October 3rd is a month away, and only you can decide if that is a time frame you feel comfortable with. The Mayo clinic is experiencing volume issues like most every hospital, which does little to calm our anxiety about our heart conditions.
So even though I was offered open heart surgery in February (after November visit) I chose March 2020. But that is when the world shut down due to Covid and I ultimately had it done in July of 2020. I don't know if this helps you or not, as that was three years ago and things have changed so much.
Trust your gut instincts and if you find you are leaning on waiting for a month to be seen at Mayo, you may have an answer to that question a month from now!
I hope someone from Arizona who has had recent experience chimes in with helpful the mean time, how has your severe mitral valve leakage affected your life? Are you able to exercise and be active?

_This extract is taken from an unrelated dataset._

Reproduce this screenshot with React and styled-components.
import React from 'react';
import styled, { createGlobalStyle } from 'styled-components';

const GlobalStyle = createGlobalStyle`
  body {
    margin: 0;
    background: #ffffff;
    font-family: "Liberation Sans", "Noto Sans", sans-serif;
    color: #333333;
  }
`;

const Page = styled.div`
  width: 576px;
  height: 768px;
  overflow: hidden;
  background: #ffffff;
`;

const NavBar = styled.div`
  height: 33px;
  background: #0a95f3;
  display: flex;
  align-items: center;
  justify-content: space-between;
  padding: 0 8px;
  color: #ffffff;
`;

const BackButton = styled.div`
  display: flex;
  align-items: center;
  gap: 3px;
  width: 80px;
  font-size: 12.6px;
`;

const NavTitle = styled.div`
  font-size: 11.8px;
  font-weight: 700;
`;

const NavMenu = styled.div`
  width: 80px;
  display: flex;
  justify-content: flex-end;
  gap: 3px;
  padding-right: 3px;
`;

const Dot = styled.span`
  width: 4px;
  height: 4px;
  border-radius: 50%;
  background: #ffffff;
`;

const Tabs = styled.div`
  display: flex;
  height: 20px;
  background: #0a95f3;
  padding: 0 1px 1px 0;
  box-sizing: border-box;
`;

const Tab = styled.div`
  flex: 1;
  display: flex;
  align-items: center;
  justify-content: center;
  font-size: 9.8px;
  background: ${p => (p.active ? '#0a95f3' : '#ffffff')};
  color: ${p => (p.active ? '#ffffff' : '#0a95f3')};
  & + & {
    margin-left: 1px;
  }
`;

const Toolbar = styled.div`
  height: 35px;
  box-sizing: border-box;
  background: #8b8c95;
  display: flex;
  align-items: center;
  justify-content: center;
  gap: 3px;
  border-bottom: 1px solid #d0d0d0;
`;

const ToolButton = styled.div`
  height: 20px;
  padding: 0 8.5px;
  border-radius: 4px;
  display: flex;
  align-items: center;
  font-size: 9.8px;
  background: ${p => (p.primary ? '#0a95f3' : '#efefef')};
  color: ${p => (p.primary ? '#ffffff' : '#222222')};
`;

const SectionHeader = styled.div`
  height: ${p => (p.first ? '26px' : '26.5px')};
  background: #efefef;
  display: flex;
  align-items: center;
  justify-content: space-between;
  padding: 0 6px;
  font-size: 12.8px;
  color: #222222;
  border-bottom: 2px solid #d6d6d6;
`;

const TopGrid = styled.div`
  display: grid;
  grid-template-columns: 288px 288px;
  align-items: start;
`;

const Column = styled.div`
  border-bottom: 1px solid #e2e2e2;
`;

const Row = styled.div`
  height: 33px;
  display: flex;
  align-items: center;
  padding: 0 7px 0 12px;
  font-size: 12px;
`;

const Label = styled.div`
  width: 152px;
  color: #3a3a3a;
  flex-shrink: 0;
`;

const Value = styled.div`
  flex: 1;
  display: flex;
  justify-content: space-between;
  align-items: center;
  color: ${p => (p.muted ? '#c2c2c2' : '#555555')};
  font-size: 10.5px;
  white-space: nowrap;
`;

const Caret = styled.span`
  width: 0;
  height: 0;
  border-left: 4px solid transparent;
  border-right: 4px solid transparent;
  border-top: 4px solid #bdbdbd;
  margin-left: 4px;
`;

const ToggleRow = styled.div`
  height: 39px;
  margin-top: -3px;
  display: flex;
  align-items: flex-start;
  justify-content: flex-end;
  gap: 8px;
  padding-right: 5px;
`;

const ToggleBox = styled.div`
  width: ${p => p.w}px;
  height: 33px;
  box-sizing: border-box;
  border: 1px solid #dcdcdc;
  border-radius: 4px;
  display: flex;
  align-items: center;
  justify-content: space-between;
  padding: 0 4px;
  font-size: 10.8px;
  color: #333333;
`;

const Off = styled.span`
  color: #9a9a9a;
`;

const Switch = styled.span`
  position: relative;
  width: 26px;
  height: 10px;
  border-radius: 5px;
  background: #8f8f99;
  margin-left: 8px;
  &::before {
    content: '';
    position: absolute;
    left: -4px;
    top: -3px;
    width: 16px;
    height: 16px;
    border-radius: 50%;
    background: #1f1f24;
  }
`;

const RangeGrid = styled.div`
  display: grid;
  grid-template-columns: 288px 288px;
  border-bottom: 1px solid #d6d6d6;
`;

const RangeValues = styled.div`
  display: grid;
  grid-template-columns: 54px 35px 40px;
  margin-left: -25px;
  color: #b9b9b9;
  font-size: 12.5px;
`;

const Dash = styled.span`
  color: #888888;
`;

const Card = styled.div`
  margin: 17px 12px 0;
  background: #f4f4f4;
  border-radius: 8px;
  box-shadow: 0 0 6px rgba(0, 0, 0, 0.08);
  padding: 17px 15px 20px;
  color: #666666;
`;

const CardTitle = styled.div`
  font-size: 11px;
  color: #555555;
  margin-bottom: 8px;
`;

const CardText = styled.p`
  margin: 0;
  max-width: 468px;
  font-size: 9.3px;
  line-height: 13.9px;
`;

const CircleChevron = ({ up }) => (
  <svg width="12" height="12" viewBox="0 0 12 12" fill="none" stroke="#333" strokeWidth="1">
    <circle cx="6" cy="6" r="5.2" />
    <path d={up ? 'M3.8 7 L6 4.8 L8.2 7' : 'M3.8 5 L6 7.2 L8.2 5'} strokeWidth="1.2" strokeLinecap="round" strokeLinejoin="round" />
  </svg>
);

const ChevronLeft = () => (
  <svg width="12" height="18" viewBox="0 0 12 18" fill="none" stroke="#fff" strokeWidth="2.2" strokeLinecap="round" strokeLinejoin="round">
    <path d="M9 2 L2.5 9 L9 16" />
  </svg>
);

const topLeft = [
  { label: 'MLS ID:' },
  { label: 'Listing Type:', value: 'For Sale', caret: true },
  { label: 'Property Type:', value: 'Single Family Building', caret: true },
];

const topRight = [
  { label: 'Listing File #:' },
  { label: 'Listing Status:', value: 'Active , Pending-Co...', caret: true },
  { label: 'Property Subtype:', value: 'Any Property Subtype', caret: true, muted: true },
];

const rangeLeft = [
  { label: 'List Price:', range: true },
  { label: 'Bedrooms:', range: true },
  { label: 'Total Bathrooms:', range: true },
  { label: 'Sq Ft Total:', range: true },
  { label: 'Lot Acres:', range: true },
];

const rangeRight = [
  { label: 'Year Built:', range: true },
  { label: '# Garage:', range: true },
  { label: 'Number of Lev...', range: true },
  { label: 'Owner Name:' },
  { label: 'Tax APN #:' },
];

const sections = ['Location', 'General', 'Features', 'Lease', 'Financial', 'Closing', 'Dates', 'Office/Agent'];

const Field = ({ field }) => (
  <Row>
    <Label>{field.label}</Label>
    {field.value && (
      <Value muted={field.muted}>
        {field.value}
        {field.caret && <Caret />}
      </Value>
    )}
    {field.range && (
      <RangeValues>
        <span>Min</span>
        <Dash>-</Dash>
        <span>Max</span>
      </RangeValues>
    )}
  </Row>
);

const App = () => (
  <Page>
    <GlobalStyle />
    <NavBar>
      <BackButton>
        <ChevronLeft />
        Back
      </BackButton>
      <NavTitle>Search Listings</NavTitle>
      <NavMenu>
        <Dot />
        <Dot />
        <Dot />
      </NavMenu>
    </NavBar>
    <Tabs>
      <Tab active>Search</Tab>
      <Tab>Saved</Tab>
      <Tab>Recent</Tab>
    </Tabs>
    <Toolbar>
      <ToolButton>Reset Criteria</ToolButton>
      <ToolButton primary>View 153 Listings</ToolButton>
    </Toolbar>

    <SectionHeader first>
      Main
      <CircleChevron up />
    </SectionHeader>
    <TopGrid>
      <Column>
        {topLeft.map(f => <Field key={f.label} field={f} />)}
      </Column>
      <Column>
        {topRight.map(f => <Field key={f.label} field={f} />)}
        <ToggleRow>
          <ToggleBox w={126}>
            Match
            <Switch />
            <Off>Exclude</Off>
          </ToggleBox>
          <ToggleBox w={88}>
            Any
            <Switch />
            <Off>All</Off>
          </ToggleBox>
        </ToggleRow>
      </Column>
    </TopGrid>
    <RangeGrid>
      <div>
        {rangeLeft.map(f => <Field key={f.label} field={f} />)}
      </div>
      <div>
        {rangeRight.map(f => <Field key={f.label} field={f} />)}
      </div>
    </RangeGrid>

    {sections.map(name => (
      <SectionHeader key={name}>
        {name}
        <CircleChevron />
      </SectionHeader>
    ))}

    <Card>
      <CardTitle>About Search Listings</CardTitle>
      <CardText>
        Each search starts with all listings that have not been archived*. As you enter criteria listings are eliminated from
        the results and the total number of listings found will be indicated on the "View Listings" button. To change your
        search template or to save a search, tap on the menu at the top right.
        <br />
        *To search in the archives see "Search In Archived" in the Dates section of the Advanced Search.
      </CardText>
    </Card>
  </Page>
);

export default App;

Thank you Debra for sharing your experience. Ha! I had my knee replacement at Mayo in February 2020 right before everything changed. My PT told me weeks later that she'd just been to a PT conference out of town, but had to stay in her hotel room the whole time due to "a bad flu"!

Actually your November to February time frame is what I'm expecting (hoping for) from Mayo. It'd be great to get it done over the holidays. As my wife told me this morning: "only one month now". Most important though is waiting for the minimally invasive surgery, which only Mayo seems to offer here.

As a lifelong swimmer/runner, the diagnosis goes a long way to explain why I've always seemed to be more wiped out during and after workouts than my fellow swimmers etc (not getting all that oxygenated blood pumped through). So, knowing now what's going on, for the time being I've decided keep up my regular workout, but to quit racing against the clock and just ignore it in the pool. I turn 70 this month and my cardiologist encouraged me to keep my heart rate at a "reasonable" level.

Thanks again for sharing


Hi Paul I had severe aeortic stensos along with an aeortic embolism 3.8 diagnosed after heart attack 9/11/18 hospital had the heart attack at said before thanksgiving, I went for 2nd opinion at another hospital and after 3 minutes of consultation they agreed with the first opinion. So I went to Rochester Mayo and they ran a few tests said it's bad but not an emergency. Was told every year they make medical advancements so just wait. Fast forward 6/2023 Dr V at Mayo replaced valve and the ascending and descending aorta. DR V was a little upset because he thought I waited 1 year to long. Trust your doctors, listen to your body and with the good Lords help the operation will be a success. I will suggest 1 thing and that is do your research so you know what's involved, I learned more after operation than before so disappointed in that..


Depending on the urgency and prognosis, a person can be seen between 10 days and 10 months. The average wait for a first catheter ablation is about 3-4 months, and so far the elderly and urgent can be handled within about 6 weeks in my Canadian experience. Surgical cases are triaged like all other forms of intervention. The triage is an ongoing process, so subject to change every 30 minutes.